Der Bund hat dem Beschwerdeführer Aufwendungen in der Höhe von EUR 1.171,20 binnen zwei Wochen bei sonstiger Exekution zu ersetzen.
Begründung
Mit Bescheid vom 2. Juli 2003 wurde der Beschwerdeführer für das Jahr 2001 zur Einkommensteuer veranlagt.
Im Anschluss an eine abgabenbehördlichen Prüfung nahm das Finanzamt mit Bescheid vom 14. März 2005 das Verfahren betreffend Einkommensteuer 2001 gemäß § 303 Abs 4 BAO wieder auf und erließ - ebenfalls mit Ausfertigungsdatum 14. März 2005 - einen Einkommensteuerbescheid 2001.
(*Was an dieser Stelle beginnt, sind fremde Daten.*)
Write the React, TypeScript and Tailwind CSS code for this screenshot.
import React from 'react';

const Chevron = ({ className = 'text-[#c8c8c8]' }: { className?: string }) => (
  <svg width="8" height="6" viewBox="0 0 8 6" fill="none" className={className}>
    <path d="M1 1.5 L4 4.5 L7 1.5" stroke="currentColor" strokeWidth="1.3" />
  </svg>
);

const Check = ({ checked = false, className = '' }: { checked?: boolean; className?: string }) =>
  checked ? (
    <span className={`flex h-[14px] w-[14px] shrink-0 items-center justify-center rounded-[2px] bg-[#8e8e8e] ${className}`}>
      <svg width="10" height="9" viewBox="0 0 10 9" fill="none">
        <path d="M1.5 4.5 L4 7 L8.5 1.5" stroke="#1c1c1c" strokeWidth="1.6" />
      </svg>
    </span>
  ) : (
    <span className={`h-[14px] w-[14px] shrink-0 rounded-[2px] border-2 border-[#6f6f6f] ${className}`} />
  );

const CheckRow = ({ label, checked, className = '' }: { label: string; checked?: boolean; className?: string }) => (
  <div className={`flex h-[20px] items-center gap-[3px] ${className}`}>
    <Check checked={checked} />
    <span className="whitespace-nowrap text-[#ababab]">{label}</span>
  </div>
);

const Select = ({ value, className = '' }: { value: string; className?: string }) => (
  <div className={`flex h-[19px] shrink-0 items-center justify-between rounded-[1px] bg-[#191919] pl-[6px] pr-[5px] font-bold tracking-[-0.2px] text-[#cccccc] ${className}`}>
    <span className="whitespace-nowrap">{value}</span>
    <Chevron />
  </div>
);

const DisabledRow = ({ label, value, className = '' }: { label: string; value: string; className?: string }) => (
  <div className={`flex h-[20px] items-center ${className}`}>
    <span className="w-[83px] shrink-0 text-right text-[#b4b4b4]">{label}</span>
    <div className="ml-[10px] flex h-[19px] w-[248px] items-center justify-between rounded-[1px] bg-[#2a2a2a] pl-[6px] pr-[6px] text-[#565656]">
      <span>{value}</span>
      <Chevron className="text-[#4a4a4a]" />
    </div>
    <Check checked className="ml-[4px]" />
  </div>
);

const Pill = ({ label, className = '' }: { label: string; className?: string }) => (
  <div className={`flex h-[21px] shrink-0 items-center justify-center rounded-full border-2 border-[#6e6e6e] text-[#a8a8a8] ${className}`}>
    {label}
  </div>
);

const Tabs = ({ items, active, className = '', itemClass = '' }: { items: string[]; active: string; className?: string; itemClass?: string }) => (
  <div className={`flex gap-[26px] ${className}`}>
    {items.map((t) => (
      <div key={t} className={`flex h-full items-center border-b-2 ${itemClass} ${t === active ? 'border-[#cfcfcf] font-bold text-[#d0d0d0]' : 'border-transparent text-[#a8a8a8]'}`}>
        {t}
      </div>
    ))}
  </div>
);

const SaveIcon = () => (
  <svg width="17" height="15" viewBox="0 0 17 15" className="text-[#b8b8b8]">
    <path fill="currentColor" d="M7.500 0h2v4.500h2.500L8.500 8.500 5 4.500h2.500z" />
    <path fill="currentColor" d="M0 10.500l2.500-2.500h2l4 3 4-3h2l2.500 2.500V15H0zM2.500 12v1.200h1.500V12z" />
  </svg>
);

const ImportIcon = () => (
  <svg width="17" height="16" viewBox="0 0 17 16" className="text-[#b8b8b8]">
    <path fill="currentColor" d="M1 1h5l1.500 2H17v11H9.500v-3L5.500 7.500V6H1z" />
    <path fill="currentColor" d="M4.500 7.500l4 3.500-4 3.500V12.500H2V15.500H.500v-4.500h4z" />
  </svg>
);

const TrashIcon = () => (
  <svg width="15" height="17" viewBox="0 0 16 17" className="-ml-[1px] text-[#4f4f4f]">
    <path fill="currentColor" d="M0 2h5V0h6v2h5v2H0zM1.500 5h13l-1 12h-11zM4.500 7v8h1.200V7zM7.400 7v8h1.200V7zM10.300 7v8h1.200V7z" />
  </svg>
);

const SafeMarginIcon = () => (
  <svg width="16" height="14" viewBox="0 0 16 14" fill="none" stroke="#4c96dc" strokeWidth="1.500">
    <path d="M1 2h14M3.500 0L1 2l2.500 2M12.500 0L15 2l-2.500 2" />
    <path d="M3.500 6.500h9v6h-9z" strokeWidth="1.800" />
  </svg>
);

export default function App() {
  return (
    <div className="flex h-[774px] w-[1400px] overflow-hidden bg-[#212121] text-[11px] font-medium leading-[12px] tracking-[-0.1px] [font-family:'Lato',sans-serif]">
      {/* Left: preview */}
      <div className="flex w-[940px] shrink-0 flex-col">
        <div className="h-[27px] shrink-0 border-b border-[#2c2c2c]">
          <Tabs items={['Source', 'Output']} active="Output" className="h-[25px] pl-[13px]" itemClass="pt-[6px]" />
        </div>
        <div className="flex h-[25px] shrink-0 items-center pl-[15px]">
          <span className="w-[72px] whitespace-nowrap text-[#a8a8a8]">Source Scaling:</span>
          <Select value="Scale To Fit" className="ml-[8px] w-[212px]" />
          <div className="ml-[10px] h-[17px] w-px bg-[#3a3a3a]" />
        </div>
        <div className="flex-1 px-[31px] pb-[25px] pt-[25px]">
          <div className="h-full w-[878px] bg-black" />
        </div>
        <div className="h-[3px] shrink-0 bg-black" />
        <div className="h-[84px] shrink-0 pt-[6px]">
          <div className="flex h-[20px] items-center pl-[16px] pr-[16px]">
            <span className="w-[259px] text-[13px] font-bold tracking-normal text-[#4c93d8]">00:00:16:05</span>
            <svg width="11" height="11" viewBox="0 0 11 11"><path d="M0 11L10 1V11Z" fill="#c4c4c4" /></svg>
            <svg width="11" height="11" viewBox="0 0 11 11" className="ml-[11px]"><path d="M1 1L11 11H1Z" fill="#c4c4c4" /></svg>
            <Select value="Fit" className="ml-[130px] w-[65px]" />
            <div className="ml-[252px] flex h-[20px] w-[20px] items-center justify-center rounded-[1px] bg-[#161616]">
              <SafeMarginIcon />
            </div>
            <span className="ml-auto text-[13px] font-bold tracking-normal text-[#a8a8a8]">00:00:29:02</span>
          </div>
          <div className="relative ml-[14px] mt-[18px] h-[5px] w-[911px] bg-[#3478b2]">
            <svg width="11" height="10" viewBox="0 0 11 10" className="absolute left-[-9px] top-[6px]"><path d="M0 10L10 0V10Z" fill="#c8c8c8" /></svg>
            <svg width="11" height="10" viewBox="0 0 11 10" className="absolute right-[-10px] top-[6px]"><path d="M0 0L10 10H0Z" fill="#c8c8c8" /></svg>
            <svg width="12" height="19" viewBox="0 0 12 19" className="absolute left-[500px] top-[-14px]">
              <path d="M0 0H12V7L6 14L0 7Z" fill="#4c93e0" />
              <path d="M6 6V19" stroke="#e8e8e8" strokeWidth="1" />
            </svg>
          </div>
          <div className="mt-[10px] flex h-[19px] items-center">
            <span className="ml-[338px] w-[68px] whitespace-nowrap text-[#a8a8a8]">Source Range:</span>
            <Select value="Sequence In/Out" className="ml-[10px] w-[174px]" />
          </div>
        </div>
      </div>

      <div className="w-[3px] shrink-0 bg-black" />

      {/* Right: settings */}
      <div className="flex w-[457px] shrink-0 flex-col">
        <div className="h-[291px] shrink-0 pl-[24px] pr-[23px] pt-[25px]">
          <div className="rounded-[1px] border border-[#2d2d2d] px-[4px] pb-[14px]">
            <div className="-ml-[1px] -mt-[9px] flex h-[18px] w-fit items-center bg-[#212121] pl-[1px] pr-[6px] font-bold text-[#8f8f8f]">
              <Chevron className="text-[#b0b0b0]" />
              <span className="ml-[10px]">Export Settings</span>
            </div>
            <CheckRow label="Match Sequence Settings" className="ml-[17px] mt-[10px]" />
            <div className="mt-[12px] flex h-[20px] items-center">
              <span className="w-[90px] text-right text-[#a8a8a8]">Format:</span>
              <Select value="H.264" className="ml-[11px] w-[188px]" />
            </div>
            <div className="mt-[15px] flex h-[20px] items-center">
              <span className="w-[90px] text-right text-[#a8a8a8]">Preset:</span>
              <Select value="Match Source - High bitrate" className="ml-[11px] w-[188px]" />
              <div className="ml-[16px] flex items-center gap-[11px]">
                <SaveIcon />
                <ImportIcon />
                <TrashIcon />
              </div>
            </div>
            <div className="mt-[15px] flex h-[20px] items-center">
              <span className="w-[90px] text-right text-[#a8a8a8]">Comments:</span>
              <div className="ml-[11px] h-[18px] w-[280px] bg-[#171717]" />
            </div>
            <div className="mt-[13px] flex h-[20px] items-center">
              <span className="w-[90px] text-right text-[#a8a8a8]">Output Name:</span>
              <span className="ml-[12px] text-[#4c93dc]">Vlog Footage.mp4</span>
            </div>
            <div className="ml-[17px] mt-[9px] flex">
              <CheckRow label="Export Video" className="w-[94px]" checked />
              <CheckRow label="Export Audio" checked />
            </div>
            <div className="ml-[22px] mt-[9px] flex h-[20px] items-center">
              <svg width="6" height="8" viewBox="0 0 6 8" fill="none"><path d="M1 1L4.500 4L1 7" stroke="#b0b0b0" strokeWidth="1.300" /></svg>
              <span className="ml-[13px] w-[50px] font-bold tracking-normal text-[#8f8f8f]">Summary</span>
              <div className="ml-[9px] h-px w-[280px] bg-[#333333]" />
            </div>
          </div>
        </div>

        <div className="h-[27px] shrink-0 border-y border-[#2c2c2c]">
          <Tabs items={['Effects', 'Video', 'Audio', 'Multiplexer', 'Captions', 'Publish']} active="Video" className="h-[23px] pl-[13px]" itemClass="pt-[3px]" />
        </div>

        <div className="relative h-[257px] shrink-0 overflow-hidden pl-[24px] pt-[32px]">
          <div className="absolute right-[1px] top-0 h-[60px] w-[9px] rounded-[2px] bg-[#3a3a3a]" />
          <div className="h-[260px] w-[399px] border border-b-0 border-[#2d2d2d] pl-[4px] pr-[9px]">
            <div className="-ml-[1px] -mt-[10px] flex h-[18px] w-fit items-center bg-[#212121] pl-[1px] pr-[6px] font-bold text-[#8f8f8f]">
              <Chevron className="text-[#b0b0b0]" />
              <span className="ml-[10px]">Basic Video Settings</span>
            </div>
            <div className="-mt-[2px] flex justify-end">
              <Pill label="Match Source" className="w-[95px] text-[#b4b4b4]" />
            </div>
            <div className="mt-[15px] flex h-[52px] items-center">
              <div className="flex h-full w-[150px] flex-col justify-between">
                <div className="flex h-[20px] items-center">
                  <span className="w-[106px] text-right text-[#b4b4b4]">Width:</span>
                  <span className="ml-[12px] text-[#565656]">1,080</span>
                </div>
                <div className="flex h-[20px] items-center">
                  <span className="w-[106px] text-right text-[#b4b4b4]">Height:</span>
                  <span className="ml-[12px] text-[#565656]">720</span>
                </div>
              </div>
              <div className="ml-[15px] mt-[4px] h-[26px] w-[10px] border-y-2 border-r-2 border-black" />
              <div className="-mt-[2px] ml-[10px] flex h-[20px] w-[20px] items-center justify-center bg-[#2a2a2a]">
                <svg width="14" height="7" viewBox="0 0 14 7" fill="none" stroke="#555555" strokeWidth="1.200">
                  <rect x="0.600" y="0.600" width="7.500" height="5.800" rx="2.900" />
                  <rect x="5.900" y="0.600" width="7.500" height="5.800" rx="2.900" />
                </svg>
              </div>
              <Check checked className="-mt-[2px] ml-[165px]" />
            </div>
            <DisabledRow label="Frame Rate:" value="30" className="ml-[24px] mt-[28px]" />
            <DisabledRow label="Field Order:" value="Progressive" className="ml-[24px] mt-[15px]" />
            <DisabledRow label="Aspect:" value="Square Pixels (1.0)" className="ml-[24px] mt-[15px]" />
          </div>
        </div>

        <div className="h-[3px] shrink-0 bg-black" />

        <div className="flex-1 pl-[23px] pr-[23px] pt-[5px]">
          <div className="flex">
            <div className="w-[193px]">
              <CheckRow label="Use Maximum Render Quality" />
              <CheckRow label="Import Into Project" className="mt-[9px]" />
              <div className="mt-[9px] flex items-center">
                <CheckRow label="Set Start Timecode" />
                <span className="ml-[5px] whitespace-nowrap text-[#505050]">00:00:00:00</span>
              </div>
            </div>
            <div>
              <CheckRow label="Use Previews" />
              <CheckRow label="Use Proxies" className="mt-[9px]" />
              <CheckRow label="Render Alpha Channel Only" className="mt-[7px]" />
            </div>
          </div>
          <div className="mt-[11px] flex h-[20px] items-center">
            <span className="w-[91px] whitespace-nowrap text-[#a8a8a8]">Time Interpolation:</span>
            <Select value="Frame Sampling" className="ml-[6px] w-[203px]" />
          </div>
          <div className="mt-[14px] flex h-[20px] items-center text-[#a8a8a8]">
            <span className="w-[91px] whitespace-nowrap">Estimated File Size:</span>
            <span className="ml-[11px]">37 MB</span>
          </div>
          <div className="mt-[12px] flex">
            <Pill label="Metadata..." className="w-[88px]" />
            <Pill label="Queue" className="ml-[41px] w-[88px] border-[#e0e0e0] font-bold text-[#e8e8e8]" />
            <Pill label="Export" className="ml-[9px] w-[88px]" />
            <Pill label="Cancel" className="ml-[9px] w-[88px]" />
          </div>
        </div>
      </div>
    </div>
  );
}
Der Wiederaufnahmebescheid ist nicht als solcher bezeichnet, sondern weist nach der bescheidausstellenden Behörde und dem Bescheidadressaten das Wort "EINKOMMENSTEUERBESCHEID 2001" und darunter die Beifügung "Wiederaufnahme des Verfahrens gem.
§ 303 (4) BAO zu Bescheid vom 02.07.2003" auf.
In der Rechtsmittelbelehrung des Wiederaufnahmebescheides
wird u.a. ausgeführt:
"In der Berufung sind der Bescheid zu bezeichnen
(Einkommensteuerbescheid für 2001 vom 14. März 2005) sowie die gewünschten Änderungen anzuführen und zu begründen."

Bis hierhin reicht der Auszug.